In Salvador I gave in and bought some $15 USD worth of crap I cannot for the life of me locate now, five years later. Now in São Luis for the second time, I know better.
And it’s not just material goods on sale in the historic center of Salvador. Two tables down a prostitute has sat down next to a middle aged, white European male. He orders a drink for her, but eventually catches on. He hurriedly pays in cash and leaves her; she’s lost a potential customer.
The Swedish guy –I meet too many people on the road to remember a name– and I are eventually approached as well. The two black, skinny, teenage prostitutes don’t get too far, though. He laughs nervously and I walk away. Without my free interpretation skills he’s completely lost and runs after me.

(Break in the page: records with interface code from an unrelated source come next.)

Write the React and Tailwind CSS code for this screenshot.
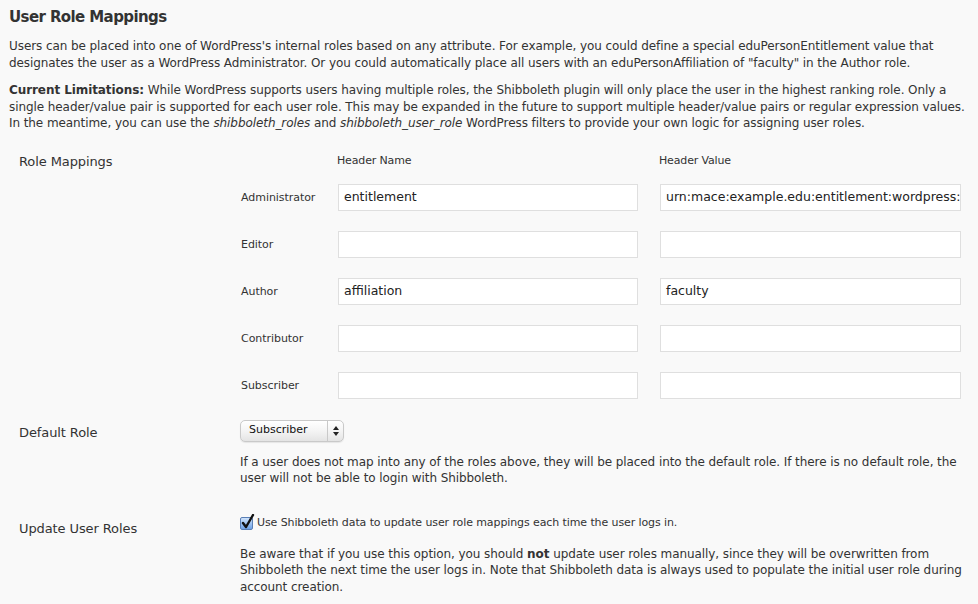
import React from "react";

const font = { fontFamily: '"DejaVu Sans", "Liberation Sans", sans-serif' };

function Field({ value }) {
  return (
    <div className="h-[27px] border border-[#dfdfdf] bg-white pl-[5px] flex items-center overflow-hidden whitespace-nowrap text-[12.5px] text-[#222]">
      {value}
    </div>
  );
}

function Row({ label, name, value }) {
  return (
    <>
      <div className="h-[27px] flex items-center text-[11px] pl-[1px] tracking-[-0.05px] pt-[2px]">{label}</div>
      <Field value={name} />
      <Field value={value} />
    </>
  );
}

function Select() {
  return (
    <div className="w-[104px] h-[22px] rounded-[5px] border border-[#c9c9c9] bg-gradient-to-b from-[#ffffff] via-[#f4f4f4] to-[#e4e4e4] flex items-stretch shadow-[0_1px_1px_rgba(0,0,0,0.08)]">
      <div className="flex-1 flex items-center pl-[8px] text-[11px] text-[#111]">Subscriber</div>
      <div className="w-[16px] border-l border-[#c9c9c9] flex items-center justify-center">
        <svg width="6" height="10" viewBox="0 0 6 10">
          <path d="M0 4 L3 0 L6 4 Z" fill="#222" />
          <path d="M0 6 L3 10 L6 6 Z" fill="#222" />
        </svg>
      </div>
    </div>
  );
}

function Checkbox() {
  return (
    <div className="relative w-[13px] h-[13px] rounded-[2px] border border-[#5a7fb5] bg-gradient-to-b from-[#cfe3fb] to-[#6fa2e6] shrink-0">
      <svg className="absolute -top-[4px] left-[0px]" width="14" height="16" viewBox="0 0 14 16">
        <path d="M2 9 L5 13 L12 1" fill="none" stroke="#111" strokeWidth="2.4" strokeLinecap="round" strokeLinejoin="round" />
      </svg>
    </div>
  );
}

export default function App() {
  return (
    <div className="min-h-screen bg-[#f9f9f9] text-[#333] pl-[9px]" style={font}>
      <h3 className="pt-[5px] text-[15px] font-bold leading-[24px] tracking-[-0.6px]">User Role Mappings</h3>
      <div className="text-[12px] tracking-[-0.08px] leading-[16.5px] whitespace-nowrap">
        <p className="mt-[9px]">
          Users can be placed into one of WordPress's internal roles based on any attribute. For example, you could define a special eduPersonEntitlement value that
          <br />
          designates the user as a WordPress Administrator. Or you could automatically place all users with an eduPersonAffiliation of "faculty" in the Author role.
        </p>
        <p className="mt-[11px]">
          <b>Current Limitations:</b> While WordPress supports users having multiple roles, the Shibboleth plugin will only place the user in the highest ranking role. Only a
          <br />
          single header/value pair is supported for each user role. This may be expanded in the future to support multiple header/value pairs or regular expression values.
          <br />
          In the meantime, you can use the <i>shibboleth_roles</i> and <i>shibboleth_user_role</i> WordPress filters to provide your own logic for assigning user roles.
        </p>
      </div>

      <div className="flex mt-[20px]">
        <div className="w-[231px] pl-[10px] text-[13px] leading-[20px] tracking-[-0.1px]">Role Mappings</div>
        <div className="flex flex-col">
          <div className="flex text-[11px] leading-[17px] tracking-[-0.15px]">
            <div className="w-[97px]" />
            <div className="w-[322px]">Header Name</div>
            <div>Header Value</div>
          </div>
          <div className="mt-[15px] grid grid-cols-[76px_300px_301px] gap-x-[22px] gap-y-[20px]">
            <Row label="Administrator" name="entitlement" value="urn:mace:example.edu:entitlement:wordpress:admin" />
            <Row label="Editor" name="" value="" />
            <Row label="Author" name="affiliation" value="faculty" />
            <Row label="Contributor" name="" value="" />
            <Row label="Subscriber" name="" value="" />
          </div>
        </div>
      </div>

      <div className="flex mt-[21px]">
        <div className="w-[231px] pl-[10px] pt-[3px] text-[13px] leading-[20px] tracking-[-0.1px]">Default Role</div>
        <div className="flex flex-col">
          <Select />
          <p className="mt-[12px] text-[12px] tracking-[-0.08px] leading-[16.5px] whitespace-nowrap">
            If a user does not map into any of the roles above, they will be placed into the default role. If there is no default role, the
            <br />
            user will not be able to login with Shibboleth.
          </p>
        </div>
      </div>

      <div className="flex mt-[28px]">
        <div className="w-[231px] pl-[10px] pt-[4px] text-[13px] leading-[20px] tracking-[-0.1px]">Update User Roles</div>
        <div className="flex flex-col">
          <label className="flex items-center gap-[4px] h-[17px] text-[11px] tracking-[-0.1px]">
            <Checkbox />
            <span>Use Shibboleth data to update user role mappings each time the user logs in.</span>
          </label>
          <p className="mt-[14px] text-[12px] tracking-[-0.08px] leading-[16.5px] whitespace-nowrap">
            Be aware that if you use this option, you should <b>not</b> update user roles manually, since they will be overwritten from
            <br />
            Shibboleth the next time the user logs in. Note that Shibboleth data is always used to populate the initial user role during
            <br />
            account creation.
          </p>
        </div>
      </div>
    </div>
  );
}
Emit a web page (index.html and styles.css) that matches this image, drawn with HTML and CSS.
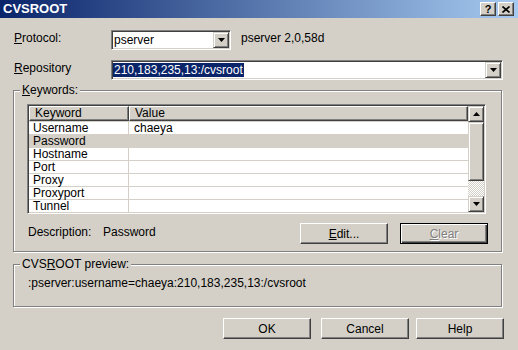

It’s as if I grew a tail. After wandering alone in the interior of the state of Maranhão, I’ve become a beacon for the six foreign tourists who have decided to follow me, here and there and everywhere. Translator and tour guide, jobs I carry out reluctantly, but quite well. And, best of all (for them), for free.
At the tourist information desk no one speaks English, and, of course, none of the travelers speaks Portuguese, so I translate. At the train station I become a commission-less travel agent. I find guaraná and açaí for them, as well as enough seats for all of them, though in two internet cafés. Determining a place to eat becomes painful: they choose a touristy pizza restaurant, and I sit down with them, staring at the ladies selling traditional food from humble kiosks down the street, for a fraction of the cost of this bad pizza. I eat because it’s their treat.
Everyone explains their story. One is going to the Amazon; another is coming from the Amazon. An American, a Canadian, some Europeans. Alcohol is ordered and cigarettes lit. Typical backpacker fare. I suffer through it all. I realize there’s no such thing as a free lunch.
More beggars approach us. A woman from Angola tries us on three occasions and thankfully gives up after I politely explain to her that we don’t want what she’s peddling. A man goes bipolar in a minute: first tries to sell his art, then asks for food, then asks for money for cachaça, then explodes into a xenophobic asshole. We get offered drugs, one by one, via a whispers in our ears. Prostitutes avoid us thanks to the presence of a girl in our group.
Near the end of the night, at a nearby bar after the pizza’s all gone, a Brazilian hippie approaches us. She and I talk, but my foreign companions are in no mood to spare a dime. I’m not either, but she’s not upset. She’s the first one who is friendly, but knows to move on: her goal is not to make friends. The most memorable encounter, however, comes when a kitten approaches us, looking like a young, famished Garfield.
And I quickly think of how I could take it back to Recife with me. Impossible, of course. So I let him go, and he runs away through the dirty streets of São Luis. I feel more pity for the kitten than for the amputees, the disoriented tourists, the art vendors, the hippies, the prostitutes and the beggars, all of whom could use my help.
I realize that I should feel bad, but I don’t. My arms, fingers and ears may be intact, but I know there’s something wrong.